Problem: Find the word "index" in the data. Return every line where it appears.

Exercise inputs:
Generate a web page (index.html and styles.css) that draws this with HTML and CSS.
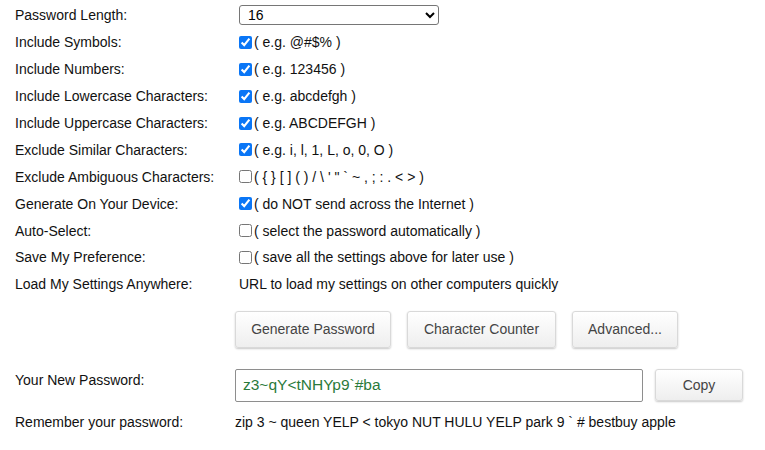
FILE: index.html
```html
<!DOCTYPE html>
<html>
<head>
<meta charset="utf-8">
<link rel="stylesheet" href="styles.css">
</head>
<body>
<div class="form">
  <div class="row">
    <div class="label">Password Length:</div>
    <div class="value">
      <select class="length">
        <option>16</option>
      </select>
    </div>
  </div>
  <div class="row">
    <div class="label">Include Symbols:</div>
    <div class="value"><input type="checkbox" checked><span>( e.g. @#$% )</span></div>
  </div>
  <div class="row">
    <div class="label">Include Numbers:</div>
    <div class="value"><input type="checkbox" checked><span>( e.g. 123456 )</span></div>
  </div>
  <div class="row">
    <div class="label">Include Lowercase Characters:</div>
    <div class="value"><input type="checkbox" checked><span>( e.g. abcdefgh )</span></div>
  </div>
  <div class="row">
    <div class="label">Include Uppercase Characters:</div>
    <div class="value"><input type="checkbox" checked><span>( e.g. ABCDEFGH )</span></div>
  </div>
  <div class="row">
    <div class="label">Exclude Similar Characters:</div>
    <div class="value"><input type="checkbox" checked><span>( e.g. i, l, 1, L, o, 0, O )</span></div>
  </div>
  <div class="row">
    <div class="label">Exclude Ambiguous Characters:</div>
    <div class="value"><input type="checkbox"><span>( { } [ ] ( ) / \ ' " ` ~ , ; : . &lt; &gt; )</span></div>
  </div>
  <div class="row">
    <div class="label">Generate On Your Device:</div>
    <div class="value"><input type="checkbox" checked><span>( do NOT send across the Internet )</span></div>
  </div>
  <div class="row">
    <div class="label">Auto-Select:</div>
    <div class="value"><input type="checkbox"><span>( select the password automatically )</span></div>
  </div>
  <div class="row">
    <div class="label">Save My Preference:</div>
    <div class="value"><input type="checkbox"><span>( save all the settings above for later use )</span></div>
  </div>
  <div class="row">
    <div class="label">Load My Settings Anywhere:</div>
    <div class="value">URL to load my settings on other computers quickly</div>
  </div>
  <div class="buttons">
    <button class="btn w-gen">Generate Password</button>
    <button class="btn w-cc">Character Counter</button>
    <button class="btn w-adv">Advanced...</button>
  </div>
  <div class="out-row">
    <div class="label">Your New Password:</div>
    <div class="out-value">
      <div class="pw">z3~qY&lt;tNHYp9`#ba</div>
      <button class="btn w-copy">Copy</button>
    </div>
  </div>
  <div class="mem-row">
    <div class="label">Remember your password:</div>
    <div>zip 3 ~ queen YELP &lt; tokyo NUT HULU YELP park 9 ` # bestbuy apple</div>
  </div>
</div>
</body>
</html>
```

FILE: styles.css
```css
html, body {
  margin: 0;
  padding: 0;
  background: #ffffff;
}

body {
  font-family: "Liberation Sans", Arial, sans-serif;
  font-size: 14px;
  color: #111;
}

.form {
  padding: 2px 0 0 15px;
}

.row {
  display: flex;
  align-items: center;
  height: 26.9px;
}

.label {
  width: 224px;
  flex: none;
}

.value {
  display: flex;
  align-items: center;
}

.value input[type="checkbox"] {
  width: 13px;
  height: 13px;
  margin: 0 2px 0 0;
  accent-color: #0a76f6;
}

.length {
  width: 200px;
  height: 20px;
  font-family: "Liberation Sans", Arial, sans-serif;
  font-size: 14px;
  border: 1px solid #767676;
  border-radius: 3px;
  background: #fff;
  padding: 0 4px;
  color: #000;
}

.buttons {
  display: flex;
  gap: 16px;
  margin: 13px 0 0 220px;
}

.btn {
  height: 37px;
  font-family: "Liberation Sans", Arial, sans-serif;
  font-size: 14px;
  color: #444;
  background: linear-gradient(#ffffff, #eeeeee);
  border: 1px solid #d9d9d9;
  border-radius: 3px;
  box-shadow: 0 1px 2px rgba(0, 0, 0, 0.22);
  padding: 0;
}

.w-gen { width: 156px; }
.w-cc { width: 149px; }
.w-adv { width: 106px; }
.w-copy { width: 88px; height: 32px; }

.out-row {
  display: flex;
  margin-top: 21px;
}

.out-row .label {
  width: 220px;
  padding-top: 3px;
}

.out-value {
  display: flex;
  gap: 12px;
}

.pw {
  box-sizing: border-box;
  width: 408px;
  height: 33px;
  border: 1px solid #8e8e8e;
  border-radius: 2px;
  padding: 6px 0 0 7px;
  color: #2a7a3a;
  font-size: 15.5px;
}

.mem-row {
  display: flex;
  margin-top: 12px;
}

.mem-row .label {
  width: 220px;
}
```
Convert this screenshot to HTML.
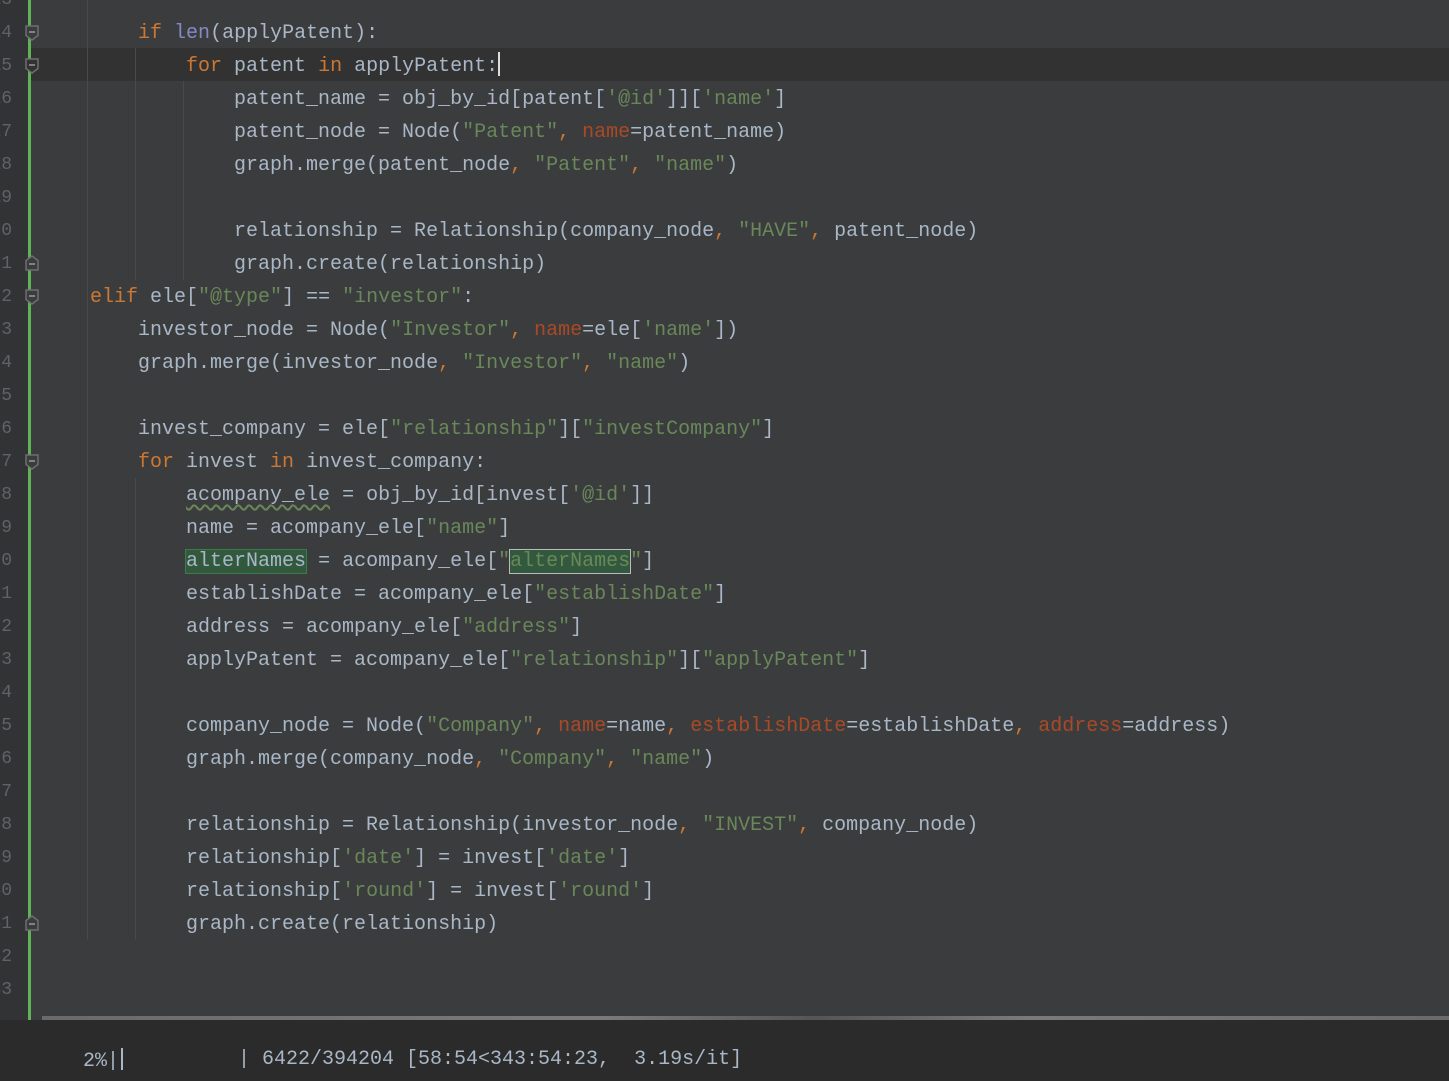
<!DOCTYPE html><html><head><style>
body{margin:0;width:1449px;height:1081px;overflow:hidden;background:#3b3c3e;font-family:"Liberation Mono",monospace;font-size:20px;position:relative}
.g{position:absolute;left:0;top:0;width:28px;height:1020px;background:#313335}
.bar{position:absolute;left:28px;top:0;width:3px;height:1020px;background:#5fb356}
.cur{position:absolute;left:31px;top:48px;right:0;height:33px;background:#323232}
.gl{position:absolute;width:1px;background:#47494b}
.l{position:absolute;left:42px;height:33px;line-height:33px;color:#a9b7c6;white-space:pre}
.n{position:absolute;left:-20px;width:32px;text-align:right;height:33px;line-height:33px;color:#5f6367;font-size:18px}
.k{color:#cc7832}.s{color:#6a8759}.b{color:#8888c6}.p{color:#aa4926}
.f{position:absolute;left:25px;width:14px;height:16px}
.bot{position:absolute;left:0;top:1020px;width:1449px;height:61px;background:#2b2b2b;color:#a9b7c6}
.sb{position:absolute;left:42px;top:1016px;right:0;height:4px;background:linear-gradient(90deg,#6a6a6a,#7a7a7a 40%,#555 55%,#7a7a7a 70%,#6a6a6a)}
.hl{background:#32593d;outline:1px solid #3d7a4a}
</style></head><body>
<div class="g"></div>
<div class="cur"></div>
<div class="bar"></div>
<div class="gl" style="left:87px;top:0;height:940px"></div>
<div class="gl" style="left:135px;top:48px;height:232px"></div>
<div class="gl" style="left:183px;top:81px;height:199px"></div>
<div class="gl" style="left:135px;top:478px;height:462px"></div>

<div class="n" style="top:-16px">13</div>
<div class="n" style="top:17px">14</div><div class="l" style="top:17px">        <span class="k">if</span> <span class="b">len</span>(applyPatent):</div>
<svg class="f" style="top:25px" viewBox="0 0 14 16"><path d="M1 1H13V10.5L7 15L1 10.5Z" fill="#3b3c3e" stroke="#6e6e6e" stroke-width="1.5"/><path d="M4 7H10" stroke="#999" stroke-width="1.5"/></svg>
<div class="n" style="top:50px">15</div><div class="l" style="top:50px">            <span class="k">for</span> patent <span class="k">in</span> applyPatent:<span style="display:inline-block;width:2px;height:24px;background:#ddd;vertical-align:-5px"></span></div>
<svg class="f" style="top:58px" viewBox="0 0 14 16"><path d="M1 1H13V10.5L7 15L1 10.5Z" fill="#323232" stroke="#6e6e6e" stroke-width="1.5"/><path d="M4 7H10" stroke="#999" stroke-width="1.5"/></svg>
<div class="n" style="top:83px">16</div><div class="l" style="top:83px">                patent_name = obj_by_id[patent[<span class="s">'@id'</span>]][<span class="s">'name'</span>]</div>
<div class="n" style="top:116px">17</div><div class="l" style="top:116px">                patent_node = Node(<span class="s">"Patent"</span><span class="k">,</span> <span class="p">name</span>=patent_name)</div>
<div class="n" style="top:149px">18</div><div class="l" style="top:149px">                graph.merge(patent_node<span class="k">,</span> <span class="s">"Patent"</span><span class="k">,</span> <span class="s">"name"</span>)</div>
<div class="n" style="top:182px">19</div>
<div class="n" style="top:215px">20</div><div class="l" style="top:215px">                relationship = Relationship(company_node<span class="k">,</span> <span class="s">"HAVE"</span><span class="k">,</span> patent_node)</div>
<div class="n" style="top:248px">21</div><div class="l" style="top:248px">                graph.create(relationship)</div>
<svg class="f" style="top:255px" viewBox="0 0 14 16"><path d="M1 15H13V5.5L7 1L1 5.5Z" fill="#3b3c3e" stroke="#6e6e6e" stroke-width="1.5"/><path d="M4 9H10" stroke="#999" stroke-width="1.5"/></svg>
<div class="n" style="top:281px">22</div><div class="l" style="top:281px">    <span class="k">elif</span> ele[<span class="s">"@type"</span>] == <span class="s">"investor"</span>:</div>
<svg class="f" style="top:289px" viewBox="0 0 14 16"><path d="M1 1H13V10.5L7 15L1 10.5Z" fill="#3b3c3e" stroke="#6e6e6e" stroke-width="1.5"/><path d="M4 7H10" stroke="#999" stroke-width="1.5"/></svg>
<div class="n" style="top:314px">23</div><div class="l" style="top:314px">        investor_node = Node(<span class="s">"Investor"</span><span class="k">,</span> <span class="p">name</span>=ele[<span class="s">'name'</span>])</div>
<div class="n" style="top:347px">24</div><div class="l" style="top:347px">        graph.merge(investor_node<span class="k">,</span> <span class="s">"Investor"</span><span class="k">,</span> <span class="s">"name"</span>)</div>
<div class="n" style="top:380px">25</div>
<div class="n" style="top:413px">26</div><div class="l" style="top:413px">        invest_company = ele[<span class="s">"relationship"</span>][<span class="s">"investCompany"</span>]</div>
<div class="n" style="top:446px">27</div><div class="l" style="top:446px">        <span class="k">for</span> invest <span class="k">in</span> invest_company:</div>
<svg class="f" style="top:454px" viewBox="0 0 14 16"><path d="M1 1H13V10.5L7 15L1 10.5Z" fill="#3b3c3e" stroke="#6e6e6e" stroke-width="1.5"/><path d="M4 7H10" stroke="#999" stroke-width="1.5"/></svg>
<div class="n" style="top:479px">28</div><div class="l" style="top:479px">            <span style="text-decoration:underline wavy #6a8759;text-underline-offset:4px">acompany_ele</span> = obj_by_id[invest[<span class="s">'@id'</span>]]</div>
<div class="n" style="top:512px">29</div><div class="l" style="top:512px">            name = acompany_ele[<span class="s">"name"</span>]</div>
<div class="n" style="top:545px">30</div><div class="l" style="top:545px">            <span class="hl">alterNames</span> = acompany_ele[<span class="s">"<span class="hl" style="outline-color:#bbb">alterNames</span>"</span>]</div>
<div class="n" style="top:578px">31</div><div class="l" style="top:578px">            establishDate = acompany_ele[<span class="s">"establishDate"</span>]</div>
<div class="n" style="top:611px">32</div><div class="l" style="top:611px">            address = acompany_ele[<span class="s">"address"</span>]</div>
<div class="n" style="top:644px">33</div><div class="l" style="top:644px">            applyPatent = acompany_ele[<span class="s">"relationship"</span>][<span class="s">"applyPatent"</span>]</div>
<div class="n" style="top:677px">34</div>
<div class="n" style="top:710px">35</div><div class="l" style="top:710px">            company_node = Node(<span class="s">"Company"</span><span class="k">,</span> <span class="p">name</span>=name<span class="k">,</span> <span class="p">establishDate</span>=establishDate<span class="k">,</span> <span class="p">address</span>=address)</div>
<div class="n" style="top:743px">36</div><div class="l" style="top:743px">            graph.merge(company_node<span class="k">,</span> <span class="s">"Company"</span><span class="k">,</span> <span class="s">"name"</span>)</div>
<div class="n" style="top:776px">37</div>
<div class="n" style="top:809px">38</div><div class="l" style="top:809px">            relationship = Relationship(investor_node<span class="k">,</span> <span class="s">"INVEST"</span><span class="k">,</span> company_node)</div>
<div class="n" style="top:842px">39</div><div class="l" style="top:842px">            relationship[<span class="s">'date'</span>] = invest[<span class="s">'date'</span>]</div>
<div class="n" style="top:875px">40</div><div class="l" style="top:875px">            relationship[<span class="s">'round'</span>] = invest[<span class="s">'round'</span>]</div>
<div class="n" style="top:908px">41</div><div class="l" style="top:908px">            graph.create(relationship)</div>
<svg class="f" style="top:915px" viewBox="0 0 14 16"><path d="M1 15H13V5.5L7 1L1 5.5Z" fill="#3b3c3e" stroke="#6e6e6e" stroke-width="1.5"/><path d="M4 9H10" stroke="#999" stroke-width="1.5"/></svg>
<div class="n" style="top:941px">42</div>
<div class="n" style="top:974px">43</div>

<div class="sb"></div>
<div class="bot"><span style="position:absolute;left:83px;top:28px;font-size:20px;line-height:24px;white-space:pre">2%|<span style="display:inline-block;width:2px;height:22px;background:#a9b7c6;vertical-align:-4px;margin-left:2px"></span></span><span style="position:absolute;left:238px;top:28px;font-size:20px;line-height:24px;white-space:pre">| 6422/394204 [58:54&lt;343:54:23,  3.19s/it]</span></div>
</body></html>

The solution:
Generate a web page (index.html and styles.css) that draws this with HTML and CSS.
FILE: index.html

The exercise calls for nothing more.